Reputation: 89
Input dataframe
import spark.implicits._
val ds = Seq((1,"play Framwork"),
(2,"Spark framework"),
(3,"spring framework")).toDF("id","subject")
I could use any regex and the my function should remove those rows
from the dataframe that matches the regex token .
Suppose my regex is ^play.* then my function should remove first row and produces the following result .
val exp = Seq((2,"Spark framework"),
(3,"spring framework")).toDF("id","subject")
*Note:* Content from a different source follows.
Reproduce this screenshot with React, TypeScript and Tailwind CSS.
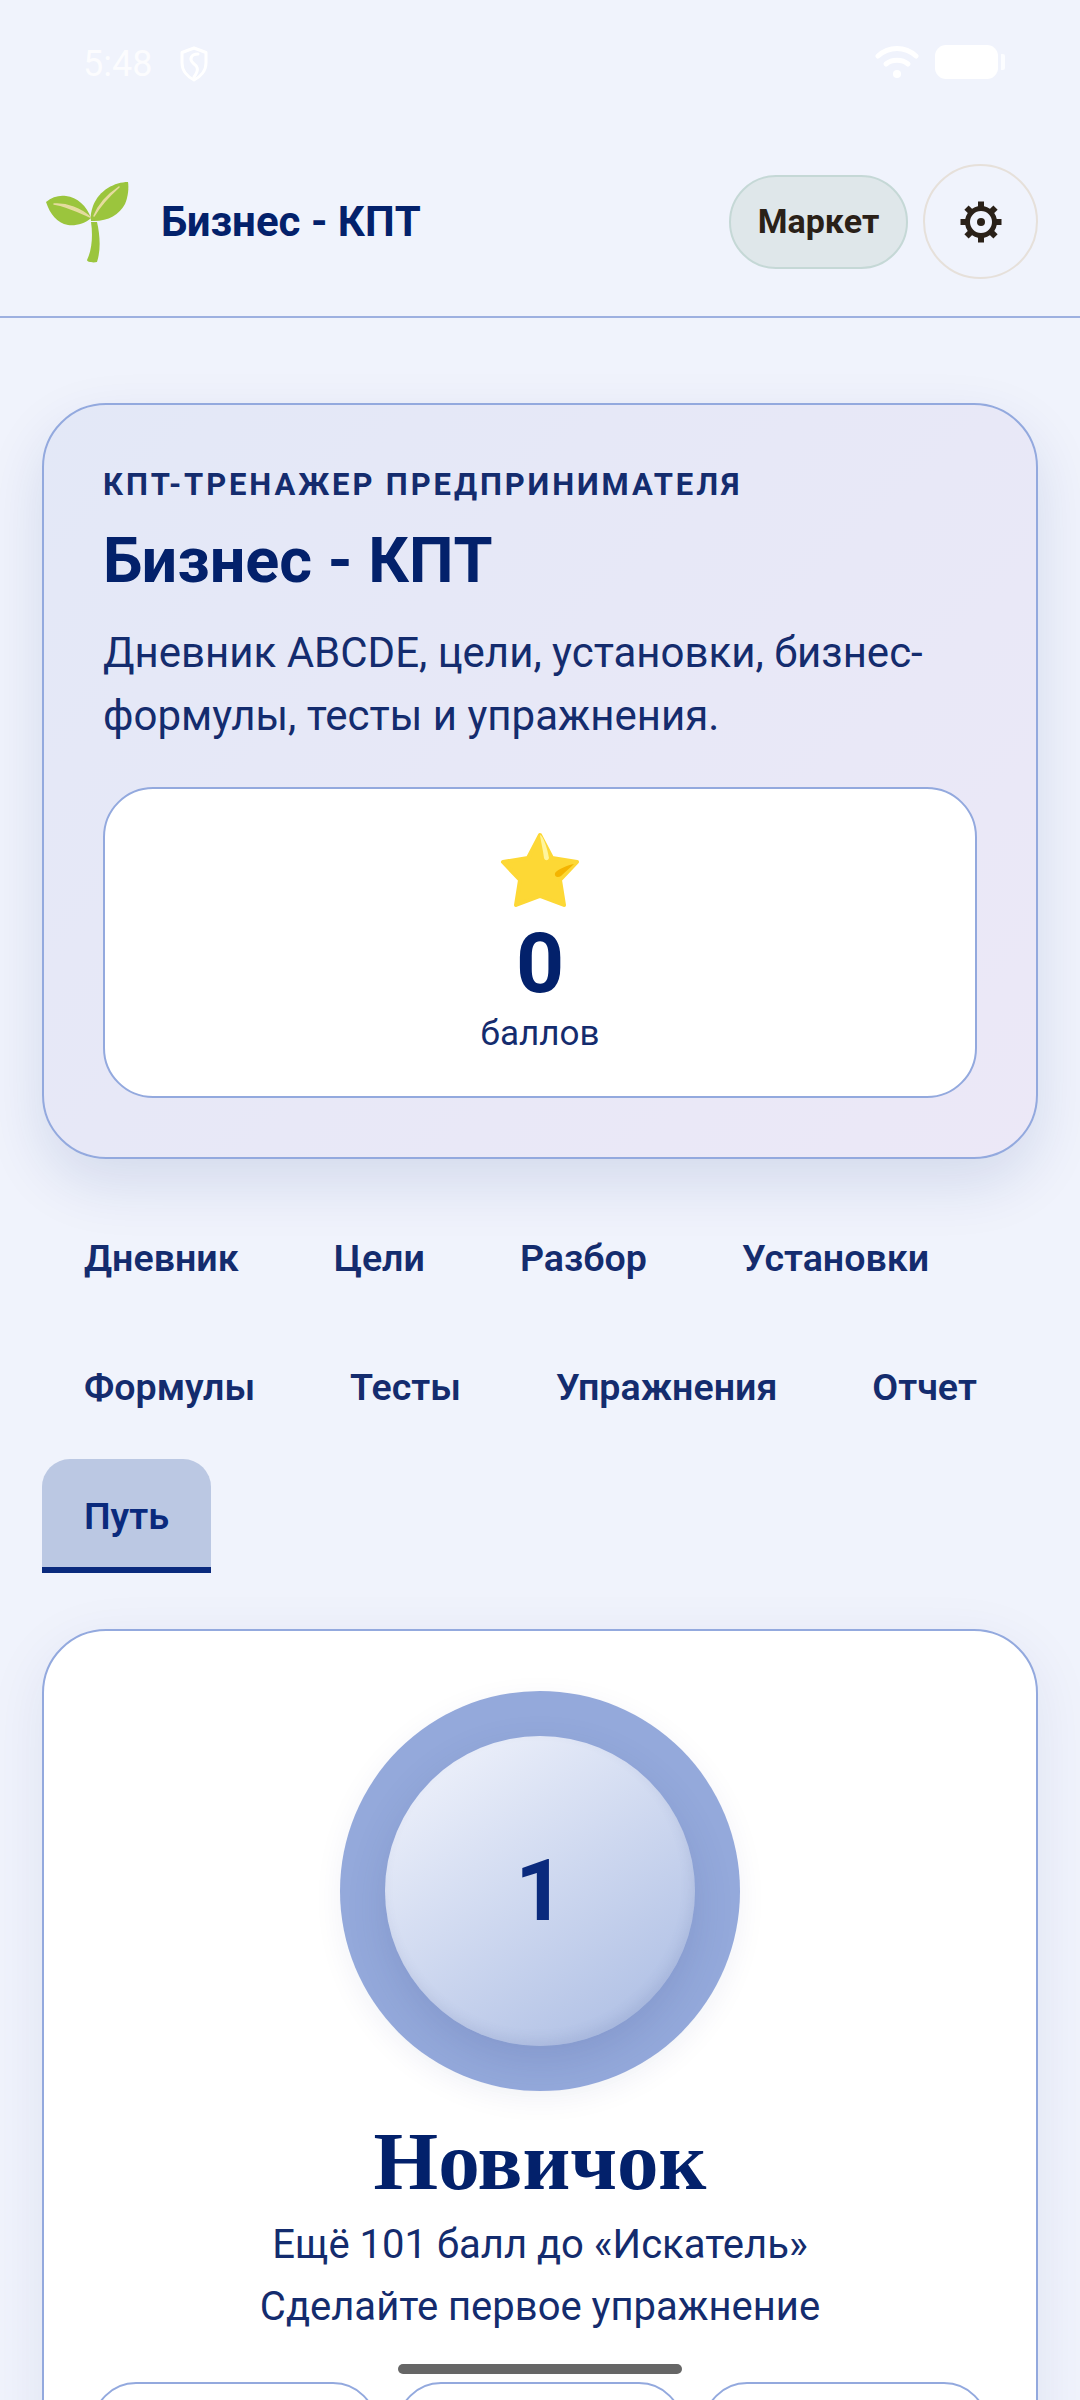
import { Fragment } from 'react';

const TABS = ['Дневник', 'Цели', 'Разбор', 'Установки', 'Формулы', 'Тесты', 'Упражнения', 'Отчет', 'Путь'];
const ACTIVE_TAB = 'Путь';

function ShieldIcon() {
  return (
    <svg width="30" height="36" viewBox="0 0 30 36" fill="none" stroke="#fff" strokeWidth="3" strokeLinecap="round" strokeLinejoin="round">
      <path d="M15 2 L27 6.5 V17 C27 25 21 31 15 34 C9 31 3 25 3 17 V6.5 Z" />
      <path d="M19 8 C12 8 10 13 14 17 C18 20 21 23 15 31" />
    </svg>
  );
}

function WifiIcon() {
  return (
    <svg width="44" height="34" viewBox="0 0 44 34" fill="none" stroke="#fff" strokeWidth="5" strokeLinecap="round">
      <path d="M3 11 C14 1 30 1 41 11" />
      <path d="M11 19 C17 14 27 14 33 19" />
      <circle cx="22" cy="29" r="4" fill="#fff" stroke="none" />
    </svg>
  );
}

function Sprout() {
  return (
    <svg width="90" height="90" viewBox="20 27 90 90">
      <path d="M72 72 C74 85 73 100 68 110 C68 112 74 113 78 112 C82 100 81 85 78 72 Z" fill="#9bc53d" />
      <path d="M27 52 C33 47 40 45 47 46 C58 47 68 56 72 68 C66 74 56 76 49 75 C38 73 31 64 27 52 Z" fill="#9bc53d" />
      <path d="M109 32 C96 32 80 40 74 56 C72 62 71 67 72 71 C88 72 100 65 106 54 C109 47 110 38 109 32 Z" fill="#9bc53d" />
      <path d="M35 54 C48 53 62 59 71 67 C60 62 48 56 35 54 Z" fill="#e5dc9f" stroke="#e5dc9f" strokeWidth="1.5" strokeLinejoin="round" />
      <path d="M100 37 C88 45 79 56 75 66 C81 56 90 46 100 37 Z" fill="#e5dc9f" stroke="#e5dc9f" strokeWidth="1.5" strokeLinejoin="round" />
    </svg>
  );
}

function GearIcon() {
  const teeth = [0, 45, 90, 135, 180, 225, 270, 315];
  return (
    <svg width="42" height="42" viewBox="0 0 42 42" fill="none">
      {teeth.map(deg => (
        <rect key={deg} x="18" y="0.5" width="6" height="8" fill="#2a2118" transform={`rotate(${deg} 21 21)`} />
      ))}
      <circle cx="21" cy="21" r="13.5" stroke="#2a2118" strokeWidth="5" />
      <circle cx="21" cy="21" r="4" fill="#2a2118" />
    </svg>
  );
}

function StarIcon() {
  return (
    <svg width="82" height="80" viewBox="59 31 82 80">
      <path
        d="M100 35 L112 58 L137 62 L120 80 L124 105 L100 96 L76 105 L80 80 L63 62 L88 58 Z"
        fill="#fdd835"
        stroke="#fdd835"
        strokeWidth="4"
        strokeLinejoin="round"
      />
      <path d="M100 35 C103 35 108 50 109 58 C108 61 105 61 104 58 C103 50 101 42 100 35 Z" fill="#fff59d" />
      <path d="M134 64 C128 65 118 69 115 73 C114 77 118 78 121 76 C125 72 130 68 134 64 Z" fill="#f4b400" />
    </svg>
  );
}

export default function App() {
  return (
    <div className="relative h-[2400px] w-[1080px] overflow-hidden bg-[#f0f3fc] font-['Roboto',sans-serif] text-[#142c6e]">
      {/* Status bar */}
      <div className="flex h-[96px] items-start justify-between pl-[83px] pr-[75px] pt-[45px] text-white">
        <div className="flex items-center gap-[27px]">
          <span className="text-[36px] leading-[38px] opacity-80">5:48</span>
          <ShieldIcon />
        </div>
        <div className="flex items-center gap-[16px]">
          <WifiIcon />
          <div className="flex items-center gap-[3px]">
            <div className="h-[34px] w-[63px] rounded-[11px] bg-white" />
            <div className="h-[16px] w-[4px] rounded-r-[2px] bg-white opacity-80" />
          </div>
        </div>
      </div>

      {/* Header */}
      <header className="flex items-center justify-between border-b-2 border-[#9db0e0] pb-[37px] pl-[39px] pr-[42px] pt-[68px]">
        <div className="flex items-center gap-[32px]">
          <Sprout />
          <span className="text-[42px] font-bold leading-[48px] text-[#03216b]">Бизнес - КПТ</span>
        </div>
        <div className="flex items-center gap-[15px]">
          <button className="flex h-[94px] w-[179px] items-center justify-center rounded-full border-2 border-[#c5d8d6] bg-[#dfe7ea] text-[34px] font-bold text-[#2a2118]">
            Маркет
          </button>
          <button className="flex h-[115px] w-[115px] items-center justify-center rounded-full border-2 border-[#e6e0da]">
            <GearIcon />
          </button>
        </div>
      </header>

      <main className="px-[42px] pt-[85px]">
        {/* Hero */}
        <section className="h-[756px] rounded-[64px] border-2 border-[#93a9de] bg-linear-[135deg,#e3e8f7,#ece8f7] px-[59px] pt-[60px] shadow-[0_24px_60px_rgba(10,40,120,0.12)]">
          <div className="text-[31px] font-bold leading-[40px] tracking-[2.9px]">КПТ-ТРЕНАЖЕР ПРЕДПРИНИМАТЕЛЯ</div>
          <h1 className="mt-[18px] text-[63px] font-bold leading-[76px] text-[#03216b]">Бизнес - КПТ</h1>
          <p className="mt-[22px] text-[42px] leading-[63px]">Дневник ABCDE, цели, установки, бизнес-формулы, тесты и упражнения.</p>
          <div className="mt-[40px] flex h-[311px] flex-col items-center rounded-[50px] border-2 border-[#93a9de] bg-white pt-[42px]">
            <StarIcon />
            <div className="mt-[11px] text-[84px] font-bold leading-[84px] text-[#03216b]">0</div>
            <div className="mt-[4px] text-[35px] leading-[48px]">баллов</div>
          </div>
        </section>

        {/* Tabs */}
        <nav className="mt-[42px] flex flex-wrap gap-x-[11px] gap-y-[15px]">
          {TABS.map(tab => (
            <Fragment key={tab}>
              {tab === ACTIVE_TAB ? (
                <button className="h-[114px] rounded-t-[28px] border-y-[6px] border-t-transparent border-b-[#0a2a7d] bg-[#bbc8e3] px-[42px] text-[37.6px] font-semibold text-[#0a2a7d]">
                  {tab}
                </button>
              ) : (
                <button className="h-[114px] border-y-[6px] border-transparent px-[42px] text-[37.6px] font-semibold">{tab}</button>
              )}
            </Fragment>
          ))}
        </nav>

        {/* Level card */}
        <section className="mt-[56px] rounded-[64px] border-2 border-[#93a9de] bg-white px-[58px] pt-[60px] shadow-[0_16px_60px_rgba(10,40,120,0.08)]">
          <div className="flex justify-center">
            <div className="flex h-[400px] w-[400px] items-center justify-center rounded-full bg-[#94a9db] shadow-[0_8px_30px_rgba(10,40,120,0.06)]">
              <div className="flex h-[310px] w-[310px] items-center justify-center rounded-full bg-linear-[145deg,#f4f6fd,#a8bae2] shadow-[0_16px_40px_rgba(40,60,120,0.14),inset_-3px_-6px_12px_rgba(70,90,150,0.12)]">
                <span className="text-[86px] font-bold leading-none text-[#0a2a7d]">1</span>
              </div>
            </div>
          </div>
          <h2 className="mt-[24px] text-center font-['Liberation_Serif',serif] text-[83px] font-bold leading-[92px] text-[#03216b]">Новичок</h2>
          <p className="mt-[7px] text-center text-[40px] leading-[62px]">Ещё 101 балл до «Искатель»</p>
          <p className="text-center text-[40px] leading-[62px]">Сделайте первое упражнение</p>
          <div className="-mx-[10px] mt-[44px] grid grid-cols-3 gap-[20px]">
            <div className="h-[180px] rounded-[44px] border-2 border-[#93a9de]" />
            <div className="h-[180px] rounded-[44px] border-2 border-[#93a9de]" />
            <div className="h-[180px] rounded-[44px] border-2 border-[#93a9de]" />
          </div>
        </section>
      </main>

      {/* Home indicator */}
      <div className="absolute bottom-[26px] left-[398px] h-[10px] w-[284px] rounded-full bg-[#666666]" />
    </div>
  );
}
I was thinking to use a function like below
def clearValueUsingRegex(dataFrame: DataFrame, token: String, columnsToBeUpdated: List[String]) = {
Logger.debug(s"Inside clearValueUsingRegex : token :$token , columnsToBeUpdated : $columnsToBeUpdated")
if (isValidRegex(token)) {
columnsToBeUpdated.foldLeft(dataFrame) {
(dataset, columnName) =>
dataset.withColumn(columnName, regexp_replace(col(columnName), token, ""))
}
} else {
throw new NotValidRegularExpression(s"$token is not valid regex.")
}
}
But problem with this function is that it only replaces the particular cell value , not removing the complete row as my expected result .
Upvotes: 2
Views: 3025
Reputation: 1771
You can use filter function.
df.filter($"columnName" rlike "^play.*")
http://spark.apache.org/docs/2.3.0/api/java/index.html?org/apache/spark/sql/Dataset.html
Upvotes: 2